EXERCISE INSTRUCTIONS:
Your task is to repeat all of the material exactly.

GIVEN DATA:
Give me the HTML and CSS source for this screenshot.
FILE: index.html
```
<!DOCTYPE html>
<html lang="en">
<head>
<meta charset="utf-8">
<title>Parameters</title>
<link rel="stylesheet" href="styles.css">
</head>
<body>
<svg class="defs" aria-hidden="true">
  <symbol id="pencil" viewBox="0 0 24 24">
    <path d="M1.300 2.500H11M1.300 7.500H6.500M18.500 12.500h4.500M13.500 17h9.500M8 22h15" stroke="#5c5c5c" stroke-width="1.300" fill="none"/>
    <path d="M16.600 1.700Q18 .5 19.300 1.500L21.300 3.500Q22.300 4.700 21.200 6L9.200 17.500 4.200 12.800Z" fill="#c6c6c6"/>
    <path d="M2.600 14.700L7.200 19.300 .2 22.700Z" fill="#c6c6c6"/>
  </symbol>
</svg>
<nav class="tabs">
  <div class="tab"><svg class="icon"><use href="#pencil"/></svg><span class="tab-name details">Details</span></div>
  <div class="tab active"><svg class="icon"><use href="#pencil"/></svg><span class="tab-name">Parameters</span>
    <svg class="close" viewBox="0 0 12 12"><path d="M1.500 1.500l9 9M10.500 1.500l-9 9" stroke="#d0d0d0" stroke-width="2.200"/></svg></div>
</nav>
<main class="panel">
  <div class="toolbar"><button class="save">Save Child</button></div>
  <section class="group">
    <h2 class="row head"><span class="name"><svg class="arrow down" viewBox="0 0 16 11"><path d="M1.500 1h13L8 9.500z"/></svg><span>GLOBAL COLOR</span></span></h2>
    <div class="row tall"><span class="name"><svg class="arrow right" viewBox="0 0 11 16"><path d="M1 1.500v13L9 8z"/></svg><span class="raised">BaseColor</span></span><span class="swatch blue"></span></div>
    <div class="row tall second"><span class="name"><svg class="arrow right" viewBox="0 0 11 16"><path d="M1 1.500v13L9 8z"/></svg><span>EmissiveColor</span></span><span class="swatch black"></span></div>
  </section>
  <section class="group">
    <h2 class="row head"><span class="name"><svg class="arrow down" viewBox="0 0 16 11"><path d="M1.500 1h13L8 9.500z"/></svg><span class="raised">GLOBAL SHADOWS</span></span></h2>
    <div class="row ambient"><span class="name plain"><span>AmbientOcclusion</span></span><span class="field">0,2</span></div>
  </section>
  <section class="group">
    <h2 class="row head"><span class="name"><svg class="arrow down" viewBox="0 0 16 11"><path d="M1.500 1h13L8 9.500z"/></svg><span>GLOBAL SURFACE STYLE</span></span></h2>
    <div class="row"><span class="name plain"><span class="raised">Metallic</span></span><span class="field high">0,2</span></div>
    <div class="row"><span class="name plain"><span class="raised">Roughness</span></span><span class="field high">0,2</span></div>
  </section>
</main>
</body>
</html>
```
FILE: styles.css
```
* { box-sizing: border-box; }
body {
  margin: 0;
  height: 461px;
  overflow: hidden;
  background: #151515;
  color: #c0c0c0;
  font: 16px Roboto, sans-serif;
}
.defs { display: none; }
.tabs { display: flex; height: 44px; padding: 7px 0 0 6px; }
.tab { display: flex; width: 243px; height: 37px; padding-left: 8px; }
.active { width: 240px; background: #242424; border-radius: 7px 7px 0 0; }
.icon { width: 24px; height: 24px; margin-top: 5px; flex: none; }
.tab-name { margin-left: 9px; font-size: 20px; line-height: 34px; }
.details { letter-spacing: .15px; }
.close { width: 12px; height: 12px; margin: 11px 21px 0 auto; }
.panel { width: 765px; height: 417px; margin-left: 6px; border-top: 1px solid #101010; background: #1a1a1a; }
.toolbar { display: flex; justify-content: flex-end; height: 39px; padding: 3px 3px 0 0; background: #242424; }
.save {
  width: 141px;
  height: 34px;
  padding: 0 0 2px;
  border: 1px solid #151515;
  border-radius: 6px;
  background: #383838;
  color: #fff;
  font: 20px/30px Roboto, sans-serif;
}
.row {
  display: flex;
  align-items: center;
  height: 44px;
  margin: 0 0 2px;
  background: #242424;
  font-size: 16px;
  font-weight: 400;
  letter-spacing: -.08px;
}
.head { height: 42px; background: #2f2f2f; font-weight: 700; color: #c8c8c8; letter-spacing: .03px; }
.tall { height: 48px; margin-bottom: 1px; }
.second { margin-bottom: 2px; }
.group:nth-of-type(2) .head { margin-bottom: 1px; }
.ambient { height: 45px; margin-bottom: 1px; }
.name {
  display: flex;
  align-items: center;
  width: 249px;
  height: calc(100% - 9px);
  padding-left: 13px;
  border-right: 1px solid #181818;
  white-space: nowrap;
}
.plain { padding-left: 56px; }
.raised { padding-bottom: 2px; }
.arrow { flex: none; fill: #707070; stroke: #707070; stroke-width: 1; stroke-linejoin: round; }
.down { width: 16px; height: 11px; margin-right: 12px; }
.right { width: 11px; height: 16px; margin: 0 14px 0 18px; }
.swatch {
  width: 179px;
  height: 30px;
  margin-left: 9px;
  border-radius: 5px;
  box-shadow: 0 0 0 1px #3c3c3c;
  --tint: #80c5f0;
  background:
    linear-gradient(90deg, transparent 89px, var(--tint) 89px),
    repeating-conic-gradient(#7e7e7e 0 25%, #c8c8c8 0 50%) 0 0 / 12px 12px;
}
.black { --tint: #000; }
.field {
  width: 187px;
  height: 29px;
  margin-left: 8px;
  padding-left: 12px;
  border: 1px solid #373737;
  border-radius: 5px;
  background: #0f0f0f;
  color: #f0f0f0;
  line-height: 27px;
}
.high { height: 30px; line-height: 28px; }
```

EXERCISE ANSWER:
Give me the HTML and CSS source for this screenshot.
FILE: index.html
```
<!DOCTYPE html>
<html lang="en">
<head>
<meta charset="utf-8">
<title>Parameters</title>
<link rel="stylesheet" href="styles.css">
</head>
<body>
<svg class="defs" aria-hidden="true">
  <symbol id="pencil" viewBox="0 0 24 24">
    <path d="M1.300 2.500H11M1.300 7.500H6.500M18.500 12.500h4.500M13.500 17h9.500M8 22h15" stroke="#5c5c5c" stroke-width="1.300" fill="none"/>
    <path d="M16.600 1.700Q18 .5 19.300 1.500L21.300 3.500Q22.300 4.700 21.200 6L9.200 17.500 4.200 12.800Z" fill="#c6c6c6"/>
    <path d="M2.600 14.700L7.200 19.300 .2 22.700Z" fill="#c6c6c6"/>
  </symbol>
</svg>
<nav class="tabs">
  <div class="tab"><svg class="icon"><use href="#pencil"/></svg><span class="tab-name details">Details</span></div>
  <div class="tab active"><svg class="icon"><use href="#pencil"/></svg><span class="tab-name">Parameters</span>
    <svg class="close" viewBox="0 0 12 12"><path d="M1.500 1.500l9 9M10.500 1.500l-9 9" stroke="#d0d0d0" stroke-width="2.200"/></svg></div>
</nav>
<main class="panel">
  <div class="toolbar"><button class="save">Save Child</button></div>
  <section class="group">
    <h2 class="row head"><span class="name"><svg class="arrow down" viewBox="0 0 16 11"><path d="M1.500 1h13L8 9.500z"/></svg><span>GLOBAL COLOR</span></span></h2>
    <div class="row tall"><span class="name"><svg class="arrow right" viewBox="0 0 11 16"><path d="M1 1.500v13L9 8z"/></svg><span class="raised">BaseColor</span></span><span class="swatch blue"></span></div>
    <div class="row tall second"><span class="name"><svg class="arrow right" viewBox="0 0 11 16"><path d="M1 1.500v13L9 8z"/></svg><span>EmissiveColor</span></span><span class="swatch black"></span></div>
  </section>
  <section class="group">
    <h2 class="row head"><span class="name"><svg class="arrow down" viewBox="0 0 16 11"><path d="M1.500 1h13L8 9.500z"/></svg><span class="raised">GLOBAL SHADOWS</span></span></h2>
    <div class="row ambient"><span class="name plain"><span>AmbientOcclusion</span></span><span class="field">0,2</span></div>
  </section>
  <section class="group">
    <h2 class="row head"><span class="name"><svg class="arrow down" viewBox="0 0 16 11"><path d="M1.500 1h13L8 9.500z"/></svg><span>GLOBAL SURFACE STYLE</span></span></h2>
    <div class="row"><span class="name plain"><span class="raised">Metallic</span></span><span class="field high">0,2</span></div>
    <div class="row"><span class="name plain"><span class="raised">Roughness</span></span><span class="field high">0,2</span></div>
  </section>
</main>
</body>
</html>
```
FILE: styles.css
```
* { box-sizing: border-box; }
body {
  margin: 0;
  height: 461px;
  overflow: hidden;
  background: #151515;
  color: #c0c0c0;
  font: 16px Roboto, sans-serif;
}
.defs { display: none; }
.tabs { display: flex; height: 44px; padding: 7px 0 0 6px; }
.tab { display: flex; width: 243px; height: 37px; padding-left: 8px; }
.active { width: 240px; background: #242424; border-radius: 7px 7px 0 0; }
.icon { width: 24px; height: 24px; margin-top: 5px; flex: none; }
.tab-name { margin-left: 9px; font-size: 20px; line-height: 34px; }
.details { letter-spacing: .15px; }
.close { width: 12px; height: 12px; margin: 11px 21px 0 auto; }
.panel { width: 765px; height: 417px; margin-left: 6px; border-top: 1px solid #101010; background: #1a1a1a; }
.toolbar { display: flex; justify-content: flex-end; height: 39px; padding: 3px 3px 0 0; background: #242424; }
.save {
  width: 141px;
  height: 34px;
  padding: 0 0 2px;
  border: 1px solid #151515;
  border-radius: 6px;
  background: #383838;
  color: #fff;
  font: 20px/30px Roboto, sans-serif;
}
.row {
  display: flex;
  align-items: center;
  height: 44px;
  margin: 0 0 2px;
  background: #242424;
  font-size: 16px;
  font-weight: 400;
  letter-spacing: -.08px;
}
.head { height: 42px; background: #2f2f2f; font-weight: 700; color: #c8c8c8; letter-spacing: .03px; }
.tall { height: 48px; margin-bottom: 1px; }
.second { margin-bottom: 2px; }
.group:nth-of-type(2) .head { margin-bottom: 1px; }
.ambient { height: 45px; margin-bottom: 1px; }
.name {
  display: flex;
  align-items: center;
  width: 249px;
  height: calc(100% - 9px);
  padding-left: 13px;
  border-right: 1px solid #181818;
  white-space: nowrap;
}
.plain { padding-left: 56px; }
.raised { padding-bottom: 2px; }
.arrow { flex: none; fill: #707070; stroke: #707070; stroke-width: 1; stroke-linejoin: round; }
.down { width: 16px; height: 11px; margin-right: 12px; }
.right { width: 11px; height: 16px; margin: 0 14px 0 18px; }
.swatch {
  width: 179px;
  height: 30px;
  margin-left: 9px;
  border-radius: 5px;
  box-shadow: 0 0 0 1px #3c3c3c;
  --tint: #80c5f0;
  background:
    linear-gradient(90deg, transparent 89px, var(--tint) 89px),
    repeating-conic-gradient(#7e7e7e 0 25%, #c8c8c8 0 50%) 0 0 / 12px 12px;
}
.black { --tint: #000; }
.field {
  width: 187px;
  height: 29px;
  margin-left: 8px;
  padding-left: 12px;
  border: 1px solid #373737;
  border-radius: 5px;
  background: #0f0f0f;
  color: #f0f0f0;
  line-height: 27px;
}
.high { height: 30px; line-height: 28px; }
```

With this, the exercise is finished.